The Big Picture: Making a dSph
Astronomers currently don’t have a complete understanding of how dSph’s formed and evolved. However, we do know that during their evolution something, be it internal or external, must have removed their gas, leaving them the dark matter dominated clumps of stars we see today. The authors outline a formation and evolution scenario for dSph’s that forms the basis of their model. In the early universe, a low mass, cuspy dark matter halo forms. Over time, gas accretes onto the halo, eventually forming a gas disc. As the disc grows in mass, and the gas becomes denser, it eventually begins to fragment, breaking up into large, dense clumps of gas. In their picture, these clumps, if they manage to exist for long enough before they collapse further and form stars, feed energy into the dark matter particles. As the orbits of the clumps slowly decay, their energy is transferred to the dark matter particles contained in the cusp of the dark matter profile. With more energy these particles move outward from the center, flattening the cuspy profile into a flat core. Eventually, the gas clumps will start to form stars. As the younger, hot stars die, their supernova explosions drive out the rest of the gas in the galaxy, leaving a dSph galaxy behind.
Bringing the Picture to Life: Testing the Model
The authors’ goal is to test whether or not this picture can produce a realistic dwarf spheroidal galaxy with a cored dark matter profile. The crux of doing this is to be able to show that the massive gas clumps can form, and that they are massive enough and exist for long enough to influence the dark matter particles contained in the center of the galaxy.
They construct two marginally stable gas disc models, T2 and T3, that contain 11.7 and 76.1 million solar masses of gas, embedded in a billion solar mass dark matter halo. Using analytic equations that determine the stability of these discs, the authors find that fragmentation occurs in these two models at masses of 1.5 x 105 and 6.0 x 106 solar masses respectively. This means that the gas in these discs will fragment to form clumps of the given masses.
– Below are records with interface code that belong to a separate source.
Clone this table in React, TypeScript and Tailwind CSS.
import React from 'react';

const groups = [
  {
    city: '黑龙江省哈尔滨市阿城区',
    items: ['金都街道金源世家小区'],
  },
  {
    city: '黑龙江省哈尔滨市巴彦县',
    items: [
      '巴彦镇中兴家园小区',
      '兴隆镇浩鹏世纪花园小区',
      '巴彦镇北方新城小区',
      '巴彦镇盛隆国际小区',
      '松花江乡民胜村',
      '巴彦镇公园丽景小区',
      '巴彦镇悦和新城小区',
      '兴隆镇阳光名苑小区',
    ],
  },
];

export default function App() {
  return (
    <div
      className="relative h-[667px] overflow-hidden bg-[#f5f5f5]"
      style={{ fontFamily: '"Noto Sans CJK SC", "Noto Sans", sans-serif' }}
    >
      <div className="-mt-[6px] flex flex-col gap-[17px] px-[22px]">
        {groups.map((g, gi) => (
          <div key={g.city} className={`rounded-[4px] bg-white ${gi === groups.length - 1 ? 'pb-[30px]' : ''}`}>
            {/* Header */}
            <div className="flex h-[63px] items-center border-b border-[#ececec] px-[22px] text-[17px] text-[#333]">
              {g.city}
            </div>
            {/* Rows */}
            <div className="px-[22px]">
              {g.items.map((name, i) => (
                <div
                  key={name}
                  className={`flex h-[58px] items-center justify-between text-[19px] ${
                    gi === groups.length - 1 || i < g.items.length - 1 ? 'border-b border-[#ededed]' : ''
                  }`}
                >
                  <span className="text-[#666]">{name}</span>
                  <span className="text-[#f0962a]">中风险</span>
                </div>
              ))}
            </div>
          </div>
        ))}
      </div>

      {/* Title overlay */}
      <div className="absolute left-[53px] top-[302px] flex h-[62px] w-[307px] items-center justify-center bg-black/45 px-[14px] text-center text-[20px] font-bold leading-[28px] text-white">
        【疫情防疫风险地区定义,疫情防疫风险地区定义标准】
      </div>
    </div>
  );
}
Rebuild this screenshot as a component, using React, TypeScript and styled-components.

The authors then construct N-body simulations of these two model dwarf galaxies, building a the billion solar mass dark matter halo with 2 million particles of 480 solar masses each. For the T2 galaxy, they add 76 1.5 x 105 solar mass clumps, and for the T3 galaxy they add 12 6.0 x 106 solar mass gas clumps. Each of these gas clumps are represented by a particle in these simulations. They then evolve the galaxies, studying how the initially cuspy dark matter density profile evolves as the gas clumps orbit around the center of the galaxy. Figure 2 shows the evolution of the dark matter density profile for the T2 and T3 galaxies on the left and right respectively. The green line in each shows the initial dark matter profile. The black line shows the profile after 200 million years of evolution with the gas clumps, while the purple shows the evolution without the gas clumps. In each case, an obvious flat core is formed, though is much bigger in the T3 model.
The Core of the Argument
The authors show that gas clumps formed in dwarf galaxies with unstable gas discs are enough to transform a cuspy dark matter profile into a cored profile long before stars ever form. The authors predict that this mechanism should operate in all dwarf galaxies. Therefore, they argue that any dwarf galaxy today with stars has most likely undergone this transformation, and any dwarf galaxy with stars will likely not have a cuspy dark matter profile. However, the authors acknowledge that their model requires the gas clumps to survive for a few hundred million years. The lifetime of clumps like these is poorly understood. Current research shows that they can last for a few hundred millions of years, but that they may also be destroyed after only a few tens of millions of years. Further research on the lifetime of these clumps will help determine the feasibility of this model. However, this model represents a possible solution to the disagreement between dark matter cosmological simulations and observations of dark matter in our Universe.